# Information shown:
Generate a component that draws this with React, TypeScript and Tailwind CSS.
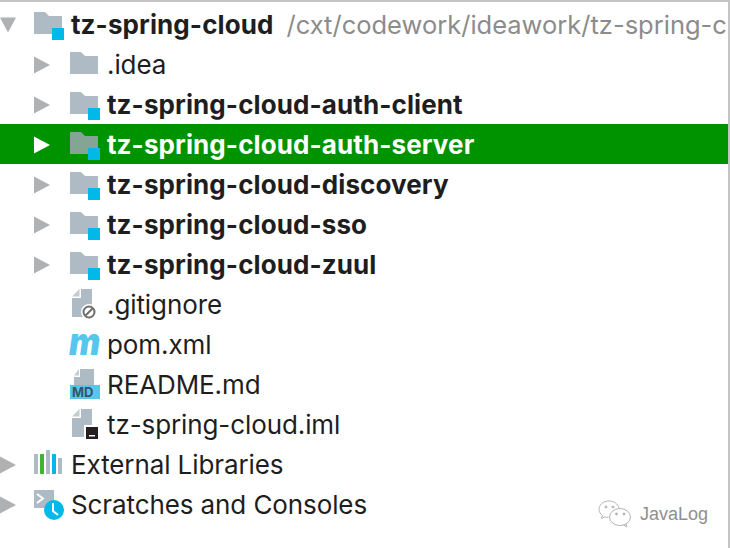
import React from "react";

const FOLDER = "M0 0H11L15 4H28V22H0Z";

function Arrow({ open, white }: { open?: boolean; white?: boolean }) {
  const fill = white ? "#ffffff" : "#afb1b3";
  if (open) {
    return (
      <svg width="16" height="16" viewBox="0 0 16 16" className="shrink-0">
        <path d="M0 0.5H16L8 15.5Z" fill={fill} />
      </svg>
    );
  }
  return (
    <svg width="16" height="18" viewBox="0 0 16 18" className="shrink-0">
      <path d="M0 0.5L16 9L0 17.5Z" fill={fill} />
    </svg>
  );
}

function FolderIcon({ module, dim }: { module?: boolean; dim?: boolean }) {
  return (
    <svg width="32" height="28" viewBox="0 0 32 28" className="shrink-0">
      <path d={FOLDER} fill={dim ? "#84a593" : "#aebbc4"} />
      {module && <rect x="18" y="16" width="12" height="12" fill="#00b9e8" />}
    </svg>
  );
}

function FileIcon({ badge }: { badge: "ignore" | "term" }) {
  return (
    <svg width="32" height="32" viewBox="0 0 32 32" className="shrink-0">
      <path d="M11 0H22V28H2V9H11Z" fill="#aebbc4" />
      <path d="M2 7.5L9.5 0V7.5Z" fill="#c3ccd3" />
      {badge === "ignore" && (
        <g>
          <circle cx="19" cy="23" r="8" fill="#fff" />
          <circle cx="19" cy="23" r="5.5" fill="none" stroke="#6e6e6e" strokeWidth="2" />
          <path d="M15.5 26.5L22.5 19.500" stroke="#6e6e6e" strokeWidth="2" />
        </g>
      )}
      {badge === "term" && (
        <g>
          <rect x="14" y="16" width="16" height="16" fill="#fff" />
          <rect x="16" y="18" width="12" height="12" fill="#231f20" />
          <rect x="19" y="26" width="6" height="1.5" fill="#fff" />
        </g>
      )}
    </svg>
  );
}

function MdIcon() {
  return (
    <div className="relative w-[30px] h-[32px] shrink-0">
      <svg width="30" height="32" viewBox="0 0 30 32" className="absolute left-0 top-0">
        <path d="M10 0H24V18H4V8H10Z" fill="#aebbc4" />
        <path d="M4 6.5L9 0V6.5Z" fill="#c3ccd3" />
        <rect x="0" y="16" width="30" height="14" fill="#55c6ee" />
      </svg>
      <span className="absolute left-[2px] top-[16px] text-[13px] leading-[15px] font-bold text-[#3a5566] font-['Inter',sans-serif]">
        MD
      </span>
    </div>
  );
}

function MavenIcon() {
  return (
    <span className="block w-[36px] shrink-0 origin-left scale-x-[0.85] text-[#55c6ee] text-[39px] leading-[32px] font-black italic font-['Inter',sans-serif] -mt-[8px] -ml-[1px] text-left tracking-[-1px]">
      m
    </span>
  );
}

function LibIcon() {
  return (
    <svg width="28" height="24" viewBox="0 0 28 24" className="shrink-0 -mt-[6px]">
      <rect x="0" y="4" width="4" height="20" fill="#aebbc4" />
      <rect x="6" y="4" width="4" height="20" fill="#3fb62f" />
      <rect x="12" y="0" width="4" height="24" fill="#aebbc4" />
      <rect x="18" y="4" width="4" height="20" fill="#00b9e8" />
      <rect x="24" y="8" width="4" height="16" fill="#aebbc4" />
    </svg>
  );
}

function ScratchIcon() {
  return (
    <svg width="30" height="30" viewBox="0 0 30 30" className="shrink-0">
      <rect x="0" y="0" width="20" height="18" fill="#aebbc4" />
      <path d="M3 4L9 8.5L3 13" fill="none" stroke="#fff" strokeWidth="2" />
      <circle cx="20" cy="20" r="10" fill="#00b9e8" />
      <path d="M19 13V21L24 25" fill="none" stroke="#fff" strokeWidth="2" />
    </svg>
  );
}

function Row({
  arrow,
  children,
  indent,
  green,
}: {
  arrow?: React.ReactNode;
  children: React.ReactNode;
  indent?: boolean;
  green?: boolean;
}) {
  return (
    <div
      className={`flex items-center h-[40px] ${green ? "-mt-px mb-px pt-[2px] bg-[#009300] text-white" : "text-[#1e1e1e]"}`}
    >
      {indent && <div className="w-[34px] shrink-0" />}
      <div className={`${indent ? "w-[36px]" : "w-[34px]"} shrink-0 flex items-center`}>{arrow}</div>
      {children}
    </div>
  );
}

function Label({ bold, children }: { bold?: boolean; children: React.ReactNode }) {
  return (
    <span
      className={`whitespace-nowrap text-[26px] leading-[40px] ${bold ? "font-bold tracking-[0.1px]" : "tracking-[-0.1px]"}`}
    >
      {children}
    </span>
  );
}

export default function App() {
  return (
    <div className="relative w-[730px] h-[548px] overflow-hidden bg-white font-['Inter',sans-serif] border-t-2 border-r-2 border-[#c4c4c4]">
      <div className="pt-[3px]">
        <Row arrow={<Arrow open />}>
          <div className="w-[37px] shrink-0 mt-[2px]">
            <FolderIcon module />
          </div>
          <Label bold>tz-spring-cloud</Label>
          <span className="ml-[13px] whitespace-nowrap text-[25.5px] text-[#8c8c8c]">
            /cxt/codework/ideawork/tz-spring-c
          </span>
        </Row>
        <Row indent arrow={<Arrow />}>
          <div className="w-[37px] shrink-0 mt-[2px]">
            <FolderIcon />
          </div>
          <Label>.idea</Label>
        </Row>
        {["auth-client", "auth-server", "discovery", "sso", "zuul"].map((n) => (
          <Row key={n} indent green={n === "auth-server"} arrow={<Arrow white={n === "auth-server"} />}>
            <div className="w-[37px] shrink-0 mt-[2px]">
              <FolderIcon module dim={n === "auth-server"} />
            </div>
            <Label bold>tz-spring-cloud-{n}</Label>
          </Row>
        ))}
        <Row indent>
          <div className="w-[37px] shrink-0">
            <FileIcon badge="ignore" />
          </div>
          <Label>.gitignore</Label>
        </Row>
        <Row indent>
          <div className="w-[37px] shrink-0">
            <MavenIcon />
          </div>
          <Label>pom.xml</Label>
        </Row>
        <Row indent>
          <div className="w-[37px] shrink-0">
            <MdIcon />
          </div>
          <Label>README.md</Label>
        </Row>
        <Row indent>
          <div className="w-[37px] shrink-0">
            <FileIcon badge="term" />
          </div>
          <Label>tz-spring-cloud.iml</Label>
        </Row>
        <Row arrow={<Arrow />}>
          <div className="w-[37px] shrink-0">
            <LibIcon />
          </div>
          <Label>External Libraries</Label>
        </Row>
        <Row arrow={<Arrow />}>
          <div className="w-[37px] shrink-0">
            <ScratchIcon />
          </div>
          <Label>Scratches and Consoles</Label>
        </Row>
      </div>
      <div className="absolute left-[598px] top-[498px] flex items-center gap-[8px] text-[#8f8f8f]">
        <svg width="34" height="28" viewBox="0 0 34 28" fill="none" stroke="#b5b5b5" strokeWidth="1">
          <path d="M21 8C20 4 16 1 11 1C5 1 1 5 1 9.500C1 12 2.500 14 4.500 15.500L3.500 18.500L7 16.800C8 17.200 9 17.400 10.500 17.400" />
          <ellipse cx="22" cy="17" rx="10.500" ry="8.500" />
          <path d="M28 24L29 27L25.500 25" />
          <circle cx="8" cy="7" r="1" fill="#b5b5b5" />
          <circle cx="15" cy="7" r="1" fill="#b5b5b5" />
          <circle cx="18.500" cy="14" r="1" fill="#b5b5b5" />
          <circle cx="26" cy="14" r="1" fill="#b5b5b5" />
        </svg>
        <span className="text-[18px] font-['Liberation_Sans',sans-serif]">JavaLog</span>
      </div>
    </div>
  );
}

# Given task:
Copy out every line from the material above in which the word "React" appears.

# Result:
Generate a component that draws this with React, TypeScript and Tailwind CSS.
import React from "react";
  arrow?: React.ReactNode;
  children: React.ReactNode;
function Label({ bold, children }: { bold?: boolean; children: React.ReactNode }) {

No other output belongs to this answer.